Jeremy Fleming, the director of the wing of the intelligence service responsible for signals and digital intelligence, said neurodiverse employees were integral to the workings of the nation’s security services – adding that the agency has three times the national average of dyslexic people in its apprenticeship programmes.
Speaking at a conference put on by charity Made By Dyslexia, which also featured comments from Sir Richard Branson and health secretary Matt Hancock, Mr Fleming said: “With the right mix of minds anything is possible, and dyslexics are definitely part of that mix.
He added that the dyslexic workforce current employed by GCHQ were in particular useful in “joining the dots, simplification, seeing the bigger picture but also… team working – an organisation of 10,000 people is a big business and nothing happens in my business unless we work properly as a team”.

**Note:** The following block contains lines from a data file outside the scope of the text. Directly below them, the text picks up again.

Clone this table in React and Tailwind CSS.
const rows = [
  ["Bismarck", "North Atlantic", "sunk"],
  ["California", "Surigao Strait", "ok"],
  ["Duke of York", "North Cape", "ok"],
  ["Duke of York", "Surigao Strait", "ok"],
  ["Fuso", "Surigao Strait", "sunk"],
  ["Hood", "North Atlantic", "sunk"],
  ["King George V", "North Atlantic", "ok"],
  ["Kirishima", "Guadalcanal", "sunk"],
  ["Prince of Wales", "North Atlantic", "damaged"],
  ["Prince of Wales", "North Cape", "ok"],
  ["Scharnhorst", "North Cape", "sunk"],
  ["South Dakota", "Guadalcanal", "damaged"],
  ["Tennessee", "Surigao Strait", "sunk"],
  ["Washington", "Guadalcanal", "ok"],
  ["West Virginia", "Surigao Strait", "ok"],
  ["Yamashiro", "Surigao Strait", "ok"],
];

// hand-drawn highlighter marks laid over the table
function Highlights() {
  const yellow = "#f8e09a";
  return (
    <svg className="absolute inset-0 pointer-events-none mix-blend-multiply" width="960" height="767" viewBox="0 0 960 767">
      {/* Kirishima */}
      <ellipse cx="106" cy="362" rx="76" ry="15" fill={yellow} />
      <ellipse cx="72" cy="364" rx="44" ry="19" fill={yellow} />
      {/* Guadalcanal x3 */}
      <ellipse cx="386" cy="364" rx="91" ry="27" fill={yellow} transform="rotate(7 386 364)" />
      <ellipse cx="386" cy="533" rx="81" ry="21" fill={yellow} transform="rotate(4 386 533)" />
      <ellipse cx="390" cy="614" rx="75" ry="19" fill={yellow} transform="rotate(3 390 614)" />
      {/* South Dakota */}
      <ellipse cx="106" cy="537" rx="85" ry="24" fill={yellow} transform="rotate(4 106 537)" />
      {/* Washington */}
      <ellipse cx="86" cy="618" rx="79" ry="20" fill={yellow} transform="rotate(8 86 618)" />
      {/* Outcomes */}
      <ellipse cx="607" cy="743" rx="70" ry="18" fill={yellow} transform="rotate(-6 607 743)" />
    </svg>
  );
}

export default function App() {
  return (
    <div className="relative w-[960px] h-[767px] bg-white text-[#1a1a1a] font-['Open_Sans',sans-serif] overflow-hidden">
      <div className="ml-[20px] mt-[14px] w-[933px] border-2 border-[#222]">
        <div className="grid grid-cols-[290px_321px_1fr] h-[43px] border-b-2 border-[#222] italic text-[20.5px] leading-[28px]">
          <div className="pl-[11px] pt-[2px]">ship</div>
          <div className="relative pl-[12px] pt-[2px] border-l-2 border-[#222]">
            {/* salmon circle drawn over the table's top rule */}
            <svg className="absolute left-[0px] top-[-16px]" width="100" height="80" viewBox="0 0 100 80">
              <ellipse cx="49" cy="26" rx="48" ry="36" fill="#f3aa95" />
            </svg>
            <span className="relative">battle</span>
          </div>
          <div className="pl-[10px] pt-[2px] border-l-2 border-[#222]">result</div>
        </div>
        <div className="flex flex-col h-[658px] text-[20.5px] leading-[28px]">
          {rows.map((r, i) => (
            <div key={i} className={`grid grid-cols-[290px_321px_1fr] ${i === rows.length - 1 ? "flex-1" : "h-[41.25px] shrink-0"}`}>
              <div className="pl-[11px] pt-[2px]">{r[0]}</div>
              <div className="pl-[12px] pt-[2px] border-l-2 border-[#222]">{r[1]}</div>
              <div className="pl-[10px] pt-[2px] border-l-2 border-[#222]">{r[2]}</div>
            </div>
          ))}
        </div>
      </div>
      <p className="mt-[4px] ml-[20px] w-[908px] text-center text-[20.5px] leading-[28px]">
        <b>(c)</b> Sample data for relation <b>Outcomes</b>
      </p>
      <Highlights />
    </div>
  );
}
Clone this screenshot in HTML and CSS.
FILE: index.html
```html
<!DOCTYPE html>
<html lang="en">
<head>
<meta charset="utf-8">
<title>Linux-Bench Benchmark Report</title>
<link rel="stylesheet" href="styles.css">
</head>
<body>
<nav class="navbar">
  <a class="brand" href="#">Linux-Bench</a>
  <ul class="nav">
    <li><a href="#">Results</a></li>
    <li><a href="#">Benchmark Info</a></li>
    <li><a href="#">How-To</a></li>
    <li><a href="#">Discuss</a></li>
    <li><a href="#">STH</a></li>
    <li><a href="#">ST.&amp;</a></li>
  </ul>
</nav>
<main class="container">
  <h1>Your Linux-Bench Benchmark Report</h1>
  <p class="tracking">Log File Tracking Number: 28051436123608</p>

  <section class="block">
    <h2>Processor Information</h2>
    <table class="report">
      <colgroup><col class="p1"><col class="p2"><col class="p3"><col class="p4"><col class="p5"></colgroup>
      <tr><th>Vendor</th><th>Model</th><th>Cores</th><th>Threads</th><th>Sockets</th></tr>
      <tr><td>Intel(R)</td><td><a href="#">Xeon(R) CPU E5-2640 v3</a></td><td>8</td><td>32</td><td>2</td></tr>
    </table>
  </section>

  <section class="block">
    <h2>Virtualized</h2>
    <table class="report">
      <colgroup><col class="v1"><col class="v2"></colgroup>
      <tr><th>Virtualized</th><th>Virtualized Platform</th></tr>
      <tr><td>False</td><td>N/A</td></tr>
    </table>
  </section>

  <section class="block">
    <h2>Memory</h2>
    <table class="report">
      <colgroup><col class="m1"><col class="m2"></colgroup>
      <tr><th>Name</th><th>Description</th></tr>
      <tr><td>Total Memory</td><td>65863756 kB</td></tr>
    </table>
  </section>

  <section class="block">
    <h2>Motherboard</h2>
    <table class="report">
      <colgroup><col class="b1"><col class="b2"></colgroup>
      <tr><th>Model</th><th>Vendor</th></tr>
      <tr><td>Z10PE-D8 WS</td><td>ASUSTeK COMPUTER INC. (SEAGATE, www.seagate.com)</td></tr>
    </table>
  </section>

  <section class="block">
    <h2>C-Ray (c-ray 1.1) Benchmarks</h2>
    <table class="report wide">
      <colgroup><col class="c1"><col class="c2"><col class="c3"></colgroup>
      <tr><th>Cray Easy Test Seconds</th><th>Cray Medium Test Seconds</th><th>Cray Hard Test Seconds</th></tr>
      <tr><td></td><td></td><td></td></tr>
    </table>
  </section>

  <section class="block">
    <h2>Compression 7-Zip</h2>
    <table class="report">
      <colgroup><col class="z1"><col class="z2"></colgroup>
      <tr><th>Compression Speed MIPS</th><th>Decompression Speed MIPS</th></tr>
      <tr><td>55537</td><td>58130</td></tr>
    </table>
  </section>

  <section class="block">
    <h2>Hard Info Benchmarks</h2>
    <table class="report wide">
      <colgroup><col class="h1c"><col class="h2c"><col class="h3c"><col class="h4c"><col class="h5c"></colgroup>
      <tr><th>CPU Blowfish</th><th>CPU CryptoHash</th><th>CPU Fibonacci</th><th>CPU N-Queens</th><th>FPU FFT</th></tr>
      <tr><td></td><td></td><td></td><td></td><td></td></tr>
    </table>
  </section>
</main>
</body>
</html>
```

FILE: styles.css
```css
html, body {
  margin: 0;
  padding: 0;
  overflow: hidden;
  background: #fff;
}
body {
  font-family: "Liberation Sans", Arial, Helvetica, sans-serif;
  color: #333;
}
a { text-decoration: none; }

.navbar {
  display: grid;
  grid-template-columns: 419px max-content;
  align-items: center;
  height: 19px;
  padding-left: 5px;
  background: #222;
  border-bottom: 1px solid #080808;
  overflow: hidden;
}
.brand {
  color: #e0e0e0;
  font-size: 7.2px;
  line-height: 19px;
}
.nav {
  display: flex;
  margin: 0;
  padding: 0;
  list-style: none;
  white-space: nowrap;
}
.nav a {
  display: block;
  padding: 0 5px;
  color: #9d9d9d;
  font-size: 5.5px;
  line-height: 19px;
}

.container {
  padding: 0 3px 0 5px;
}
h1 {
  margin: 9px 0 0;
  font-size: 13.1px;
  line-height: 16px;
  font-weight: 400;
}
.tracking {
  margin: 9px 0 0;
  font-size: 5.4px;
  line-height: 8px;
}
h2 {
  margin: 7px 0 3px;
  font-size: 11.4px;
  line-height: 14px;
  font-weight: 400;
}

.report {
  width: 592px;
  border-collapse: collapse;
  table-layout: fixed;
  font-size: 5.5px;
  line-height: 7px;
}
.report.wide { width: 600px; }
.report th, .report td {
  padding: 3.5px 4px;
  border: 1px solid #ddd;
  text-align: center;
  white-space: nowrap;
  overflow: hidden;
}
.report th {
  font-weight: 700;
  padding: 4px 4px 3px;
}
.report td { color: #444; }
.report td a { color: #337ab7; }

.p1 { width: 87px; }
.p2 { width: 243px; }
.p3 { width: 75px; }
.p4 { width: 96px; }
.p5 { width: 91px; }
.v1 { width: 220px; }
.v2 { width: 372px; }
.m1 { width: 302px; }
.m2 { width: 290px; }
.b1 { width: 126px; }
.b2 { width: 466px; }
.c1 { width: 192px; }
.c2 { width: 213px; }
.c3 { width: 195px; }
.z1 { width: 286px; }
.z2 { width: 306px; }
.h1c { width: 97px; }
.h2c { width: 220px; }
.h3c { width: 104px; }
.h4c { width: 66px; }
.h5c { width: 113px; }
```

"I have everyone from the country’s best mathematicians, some of the most talented engineers and hopefully some of the best analysts” Mr Fleming said, "But I also have people who are keeping the show on the road, who are making the machines work, who are making sure we are giving our best every day and I can see dyslexics in every bit of the business”.
"Now we specifically, in some of our campaigns around analytical skills, are looking for people with that sort of neural difference”.
GCHQ works alongside MI5, MI6 and law enforcement to protect the UK from threats including cyberattacks and terrorism, and is marking its centenary throughout 2019.
The agency was established on 1 November 1919 as a peacetime “cryptanalytic” unit made up from staff from the Admiralty’s Room 40 and the War Office’s MI1(b).
And during the Second World War, GCHQ personnel moved to Bletchley Park where they decrypted German messages, most famously by breaking Enigma communications through the work of the agency’s most famous analyst Alan Turing – who, while undiagnosed, is believed to have been among the intelligence service's neurodiverse workers.